The eye test tells us Sengun is contributing more to winning now than Green. Your advanced stats with Green and Sengun also agree. They are experiencing the same confounding factors and therefore those differences show something. And it shows that Sengun is more developed than Green. It doesn't say anything about potential or the context of how Sengun is more polished now etc. And comparing VORP and winshares in two completely different contexts between two players playing in different teams in different seasons is unproductive. We can look at game tape, how they score in certain situations like off the dribble etc but VORP and winshares are meaningless across different teams in difft seasons. Beal, Booker, Lavine would not be doing the same things on the Rockets as they currently are compared to their respective teams when they were Green's age. Green especially when KPJ is out is asked to have the same usage and defensive attention centered around him as John Wall in his prime. He wasn't the Beal to John Wall in terms of usage and defensive attention. He is John Wall or trying to fill that role while playing around a bunch of other 20 year old developing players. Someone like Shai at age 24 on this team would automatically have the most amount years played in the NBA out of the Rockets regular rotation. That's insane. Sorry, you can't be lazy and just resort to winshares and VORP and say "argument over". You have to actually put in the work to analyze their games and be junky about this stuff. Kinda have to he a loser and really waste a lot of time watching other players outside the Rockets. I'm confident that Green is on another level of talent compared to Beal and Lavine.
Funny you think I fully read your paragraphs. You get your feelings hurt, I’m the type of person that doesn’t give a damn. Talking like you’re all that. I bet you live in east austin, in the dumps lol
I don't trust your judgement enough a toy don't condemn posters like @hakeem94. Also you not being a Rocket fan until Sengun doesn't help your case over someone who was.

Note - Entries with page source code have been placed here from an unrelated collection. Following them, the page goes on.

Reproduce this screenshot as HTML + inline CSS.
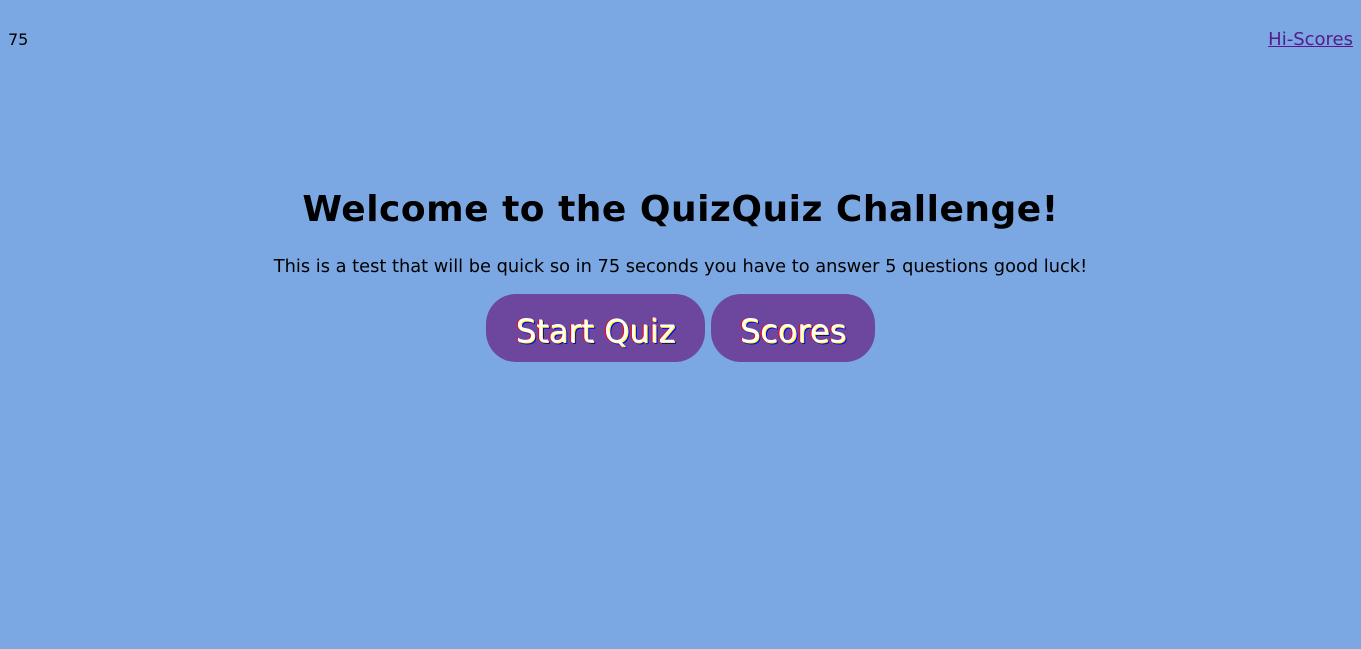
<!DOCTYPE html>
<html><head><style>
body{margin:0;background:#7ba7e3;font-family:"DejaVu Sans","Liberation Sans",sans-serif;width:1361px;height:649px;overflow:hidden;position:relative}
.t{position:absolute;left:8px;top:30px;font-size:16px;color:#000}
.h{position:absolute;right:8px;top:29px;font-size:18px;color:#551a8b;text-decoration:underline}
h1{position:absolute;top:189px;left:0;width:100%;text-align:center;margin:0;font-size:36px;letter-spacing:0.5px}
p{position:absolute;top:256px;left:0;width:100%;text-align:center;margin:0;font-size:17.8px}
.b{position:absolute;top:294px;height:68px;background:#6d479d;border-radius:30px;color:#fff;font-size:32px;line-height:74px;text-align:center;text-shadow:1px 1px 0 #ff0,2px 2px 0 #00f,-1px 0 0 #f00}
</style></head><body>
<div class="t">75</div>
<div class="h">Hi-Scores</div>
<h1>Welcome to the QuizQuiz Challenge!</h1>
<p>This is a test that will be quick so in 75 seconds you have to answer 5 questions good luck!</p>
<div class="b" style="left:486px;width:219px">Start Quiz</div>
<div class="b" style="left:711px;width:164px">Scores</div>
</body></html>
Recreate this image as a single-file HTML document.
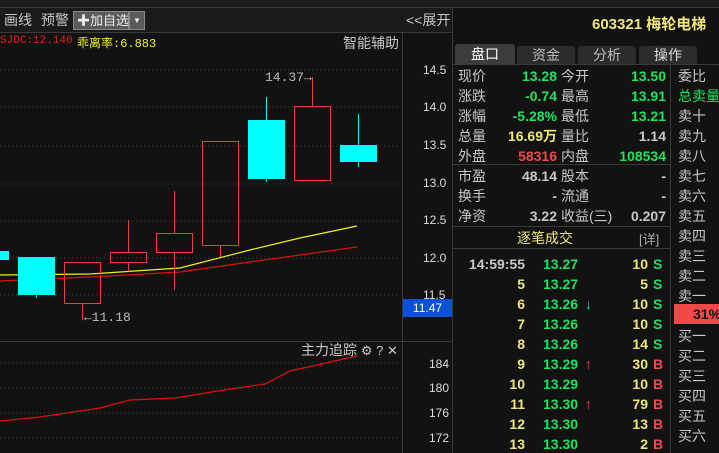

I don't think this is true. We can most certainly compare win shares and vorp between, say, Jokic and Doncic and Embiid, etc. Context matters too. The offball vs onball thing, that is important, I agree. But you can compare different situations. And good players , like Sengun and Giddey, show that even as situations and roles change, have a more consistent impact on winning than you seem to believe here. And Green is contributing to his usage being what it is. His shot selection is part of why he isn't getting more off ball looks. When he drives into a crowd and throws it up or takes a contested pull up three rather than passing it and moving without the ball, he himself is part of the driving force creating that bad context.
Josh Giddey is second this year, and his TS% is 53%, which is the same as Green this year. Giddey was actually first last year in vorp when his TS was 48 -- but what it says is that a lot more goes into vorp than just ts%.
Funny how some of you think putting me on ignore is gonna hurt my feelings. I also hope you put the people that trash Jalen, KPJ, and Jabari on ignore as well. Doubt you will, since none of them are your hero like Alperen Sengun
wait, you think Green is BETTER than Beal and LaVine trajectory? Ooh, hard disagree there. Can you give me your argument for that, because I am not seeing it whatsoever.
Nah, they just reinforce your confirmation bias. You pick the advanced stat that meets your narrative and make it your be all and end all, because it says exactly what you want it to. That's not how critical thinking works I'm afraid.
He drives into a crowd because our paint area is ALWAYS congested like rush hour traffic in Houston and a large reason for that is Sengun. Seeing as opposing defenses simply ignore him when he is the pnr screener for Green when he hovers around the perimeter shows how Sengun is a floor shrinker and not a floor stretcher. Compare that to the OKC offense we just saw where they go 5 out and players like Giddey consistently just have to beat a single person at the rim to score.
Green drives into a crowd when Sengun is off the floor too though man. He just does that. He has low basketball IQ and takes bad shots every night, regardless of who he plays with.
Sengun is a floor shrinker... And so is Garuba, Bruno, or whoever is on this team. So no Sengun isn't the ONLY reason we have one of the if not the most congested paint in the league. He's a reason.